* begin DATASET EXCERPT *
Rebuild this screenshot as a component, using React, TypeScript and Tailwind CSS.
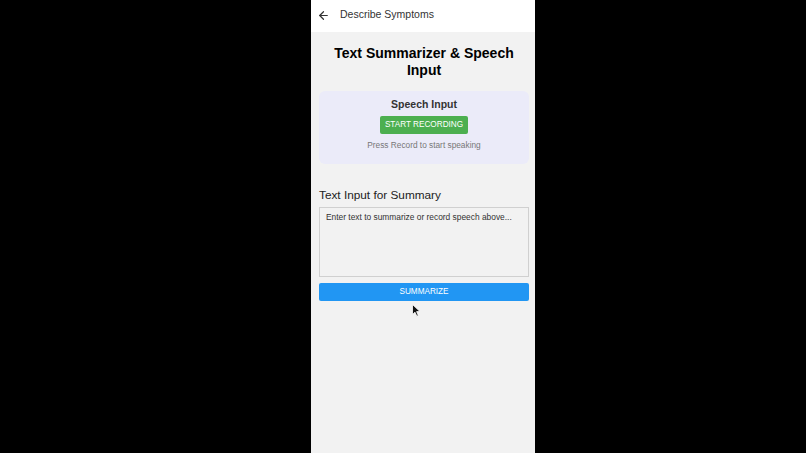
import { ArrowLeft } from "lucide-react";

export default function App() {
  return (
    <div className="relative flex h-[453px] w-[806px] bg-black pl-[311px] font-['Liberation_Sans',Arial,sans-serif]">
      <div className="flex h-full w-[224px] flex-col bg-[#f2f2f2]">
        <header className="flex h-[32px] shrink-0 items-center bg-white pb-[2px] pl-[6px]">
          <ArrowLeft className="h-[13px] w-[13px] text-[#333]" strokeWidth={2.2} />
          <span className="ml-[10px] text-[10.5px] text-[#333]">Describe Symptoms</span>
        </header>

        <div className="flex flex-col pl-[8px] pr-[6px]">
          <h1 className="mt-[13px] text-center text-[14px] font-bold leading-[17px] text-black">
            Text Summarizer &amp; Speech Input
          </h1>

          <section className="mt-[12px] flex flex-col items-center rounded-[6px] bg-[#ebebf9] pb-[13px] pt-[6px]">
            <h2 className="text-[10.5px] font-bold leading-[14px] text-[#333]">Speech Input</h2>
            <button
              type="button"
              className="mt-[5px] h-[18px] rounded-[2px] bg-[#4caf50] px-[5px] text-[8.2px] text-white"
            >
              START RECORDING
            </button>
            <p className="mt-[6px] text-[8.3px] leading-[11px] text-[#777]">Press Record to start speaking</p>
          </section>

          <h3 className="mt-[24px] text-[11.8px] leading-[15px] text-[#222]">Text Input for Summary</h3>

          <div className="mt-[4px] h-[70px] border border-[#d0d0d0] bg-[#f2f2f2] px-[6px] py-[4px]">
            <p className="text-[8.4px] leading-[11px] text-[#333]">Enter text to summarize or record speech above...</p>
          </div>

          <button
            type="button"
            className="mt-[6px] h-[18px] w-full rounded-[2px] bg-[#2196f3] text-[8.2px] text-white"
          >
            SUMMARIZE
          </button>
        </div>
      </div>

      <svg
        className="absolute left-[412px] top-[304px]"
        width="9"
        height="13"
        viewBox="0 0 9 13"
      >
        <path d="M0.5 0.5 L0.5 10.5 L3 8.2 L4.8 12.2 L6.3 11.5 L4.6 7.6 L8 7.6 Z" fill="#111" stroke="#fff" strokeWidth="0.8" />
      </svg>
    </div>
  );
}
* end DATASET EXCERPT *
TASK GOAL
Quote the data above in full and without alteration; skip the pictures.

EXERCISE ANSWER
Rebuild this screenshot as a component, using React, TypeScript and Tailwind CSS.
import { ArrowLeft } from "lucide-react";

export default function App() {
  return (
    <div className="relative flex h-[453px] w-[806px] bg-black pl-[311px] font-['Liberation_Sans',Arial,sans-serif]">
      <div className="flex h-full w-[224px] flex-col bg-[#f2f2f2]">
        <header className="flex h-[32px] shrink-0 items-center bg-white pb-[2px] pl-[6px]">
          <ArrowLeft className="h-[13px] w-[13px] text-[#333]" strokeWidth={2.2} />
          <span className="ml-[10px] text-[10.5px] text-[#333]">Describe Symptoms</span>
        </header>

        <div className="flex flex-col pl-[8px] pr-[6px]">
          <h1 className="mt-[13px] text-center text-[14px] font-bold leading-[17px] text-black">
            Text Summarizer &amp; Speech Input
          </h1>

          <section className="mt-[12px] flex flex-col items-center rounded-[6px] bg-[#ebebf9] pb-[13px] pt-[6px]">
            <h2 className="text-[10.5px] font-bold leading-[14px] text-[#333]">Speech Input</h2>
            <button
              type="button"
              className="mt-[5px] h-[18px] rounded-[2px] bg-[#4caf50] px-[5px] text-[8.2px] text-white"
            >
              START RECORDING
            </button>
            <p className="mt-[6px] text-[8.3px] leading-[11px] text-[#777]">Press Record to start speaking</p>
          </section>

          <h3 className="mt-[24px] text-[11.8px] leading-[15px] text-[#222]">Text Input for Summary</h3>

          <div className="mt-[4px] h-[70px] border border-[#d0d0d0] bg-[#f2f2f2] px-[6px] py-[4px]">
            <p className="text-[8.4px] leading-[11px] text-[#333]">Enter text to summarize or record speech above...</p>
          </div>

          <button
            type="button"
            className="mt-[6px] h-[18px] w-full rounded-[2px] bg-[#2196f3] text-[8.2px] text-white"
          >
            SUMMARIZE
          </button>
        </div>
      </div>

      <svg
        className="absolute left-[412px] top-[304px]"
        width="9"
        height="13"
        viewBox="0 0 9 13"
      >
        <path d="M0.5 0.5 L0.5 10.5 L3 8.2 L4.8 12.2 L6.3 11.5 L4.6 7.6 L8 7.6 Z" fill="#111" stroke="#fff" strokeWidth="0.8" />
      </svg>
    </div>
  );
}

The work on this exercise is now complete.